Presiden Turki Recep Tayyip Erdogan menyebut usulan undang-undang itu sebagai provokasi terbuka. Sementara para cendekiawan di lembaga Islam Sunni Mesir, Al-Azhar, menyebut pandangan Macron sebagai rasialis.
Muslim di Prancis - bekas koloni yang mencakup negara-negara mayoritas Muslim di Afrika utara dan barat serta Timur Tengah - diperkirakan berjumlah hampir empat juta atau sekitar enam persen dari populasi.
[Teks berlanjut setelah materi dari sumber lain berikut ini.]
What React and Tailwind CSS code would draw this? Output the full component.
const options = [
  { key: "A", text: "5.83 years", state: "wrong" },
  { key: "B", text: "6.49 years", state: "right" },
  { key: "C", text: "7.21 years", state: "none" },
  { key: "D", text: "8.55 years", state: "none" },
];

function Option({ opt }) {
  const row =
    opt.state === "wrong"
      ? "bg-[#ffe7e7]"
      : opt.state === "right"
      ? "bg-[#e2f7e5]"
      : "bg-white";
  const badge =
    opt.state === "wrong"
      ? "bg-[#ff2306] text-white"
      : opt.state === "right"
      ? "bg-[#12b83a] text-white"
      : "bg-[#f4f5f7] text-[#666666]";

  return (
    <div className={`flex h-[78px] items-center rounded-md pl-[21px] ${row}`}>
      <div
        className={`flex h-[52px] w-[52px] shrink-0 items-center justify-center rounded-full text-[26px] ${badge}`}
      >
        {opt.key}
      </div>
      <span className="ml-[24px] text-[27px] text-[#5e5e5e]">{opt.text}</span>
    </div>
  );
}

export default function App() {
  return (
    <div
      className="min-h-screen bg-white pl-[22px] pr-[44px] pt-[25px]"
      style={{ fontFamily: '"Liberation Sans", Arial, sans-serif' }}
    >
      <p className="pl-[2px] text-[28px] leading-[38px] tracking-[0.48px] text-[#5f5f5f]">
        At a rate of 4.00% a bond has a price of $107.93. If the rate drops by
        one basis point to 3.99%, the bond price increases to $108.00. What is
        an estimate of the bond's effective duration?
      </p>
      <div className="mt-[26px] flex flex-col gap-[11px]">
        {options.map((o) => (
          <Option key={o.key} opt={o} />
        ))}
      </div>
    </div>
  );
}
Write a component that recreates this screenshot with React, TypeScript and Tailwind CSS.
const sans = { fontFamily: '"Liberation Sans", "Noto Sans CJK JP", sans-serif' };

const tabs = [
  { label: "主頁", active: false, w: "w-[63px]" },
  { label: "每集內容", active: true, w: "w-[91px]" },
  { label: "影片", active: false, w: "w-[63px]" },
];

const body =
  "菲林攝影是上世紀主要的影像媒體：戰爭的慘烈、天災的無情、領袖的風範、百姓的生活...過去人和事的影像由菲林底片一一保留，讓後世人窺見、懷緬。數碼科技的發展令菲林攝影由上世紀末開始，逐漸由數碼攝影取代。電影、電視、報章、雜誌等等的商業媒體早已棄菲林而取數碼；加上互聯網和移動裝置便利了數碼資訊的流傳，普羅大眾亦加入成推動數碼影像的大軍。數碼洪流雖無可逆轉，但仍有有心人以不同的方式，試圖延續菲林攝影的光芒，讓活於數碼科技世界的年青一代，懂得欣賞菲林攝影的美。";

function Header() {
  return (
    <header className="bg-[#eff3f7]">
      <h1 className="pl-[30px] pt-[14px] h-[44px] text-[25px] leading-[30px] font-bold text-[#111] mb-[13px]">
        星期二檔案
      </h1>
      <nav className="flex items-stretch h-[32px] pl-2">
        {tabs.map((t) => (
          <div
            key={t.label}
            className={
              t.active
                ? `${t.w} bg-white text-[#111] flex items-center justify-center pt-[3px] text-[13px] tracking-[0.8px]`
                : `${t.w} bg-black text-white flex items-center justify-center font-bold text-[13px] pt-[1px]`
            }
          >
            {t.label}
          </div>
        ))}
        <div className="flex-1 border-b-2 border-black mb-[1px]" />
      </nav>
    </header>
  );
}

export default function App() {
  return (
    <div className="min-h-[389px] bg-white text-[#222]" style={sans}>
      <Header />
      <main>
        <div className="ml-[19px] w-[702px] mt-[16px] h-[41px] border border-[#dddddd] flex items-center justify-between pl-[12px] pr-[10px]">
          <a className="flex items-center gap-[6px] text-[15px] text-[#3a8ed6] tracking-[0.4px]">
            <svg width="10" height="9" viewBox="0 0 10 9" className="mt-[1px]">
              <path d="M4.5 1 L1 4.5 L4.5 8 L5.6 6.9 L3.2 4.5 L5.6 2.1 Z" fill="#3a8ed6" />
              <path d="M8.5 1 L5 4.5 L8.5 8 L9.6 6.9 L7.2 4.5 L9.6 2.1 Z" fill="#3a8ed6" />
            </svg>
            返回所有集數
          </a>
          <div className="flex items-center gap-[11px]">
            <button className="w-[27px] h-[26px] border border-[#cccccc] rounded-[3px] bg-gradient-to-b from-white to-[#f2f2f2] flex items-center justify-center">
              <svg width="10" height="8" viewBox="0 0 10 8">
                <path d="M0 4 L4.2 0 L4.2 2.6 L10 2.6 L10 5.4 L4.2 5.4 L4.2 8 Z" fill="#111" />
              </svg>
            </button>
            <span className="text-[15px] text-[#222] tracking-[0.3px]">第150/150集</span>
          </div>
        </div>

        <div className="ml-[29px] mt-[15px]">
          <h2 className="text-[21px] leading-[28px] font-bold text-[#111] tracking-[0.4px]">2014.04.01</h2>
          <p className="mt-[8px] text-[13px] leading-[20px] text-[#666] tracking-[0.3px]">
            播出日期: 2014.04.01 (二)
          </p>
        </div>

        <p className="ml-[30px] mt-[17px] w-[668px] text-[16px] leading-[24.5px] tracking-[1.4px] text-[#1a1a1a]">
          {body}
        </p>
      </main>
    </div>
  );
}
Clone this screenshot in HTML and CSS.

Pemerintah Prancis sering berselisih dengan tradisi Muslim ketika mereka dianggap bertentangan dengan nilai-nilai inti Prancis atau menghalangi integrasi.
Pada 2004, Prancis membuat UU yang melarang penggunaan jilbab di sekolah-sekolah Prancis. Enam tahun kemudian larangan penggunaan burqa atau cadar di muka umum juga dibuat. Baru-baru ini, beberapa resor tepi laut Prancis selatan melarang wanita Muslim berada di pantai jika mereka mengenakan burkini atau pakaian renang tertutup.
Menurut survei terhadap populasi Muslim Prancis, yang diterbitkan oleh institut Ipsos awal tahun ini, 77 persen mengatakan mereka tidak kesulitan menjalankan agama mereka di Prancis. Namun, survei yang sama menemukan 44 persen Muslim Prancis percaya sebagian besar masyarakat tidak terlalu memperhatikan mereka. Angka tersebut meningkat menjadi 61 persen di antara Muslim yang tinggal di rumah tangga berpenghasilan di bawah upah minimum.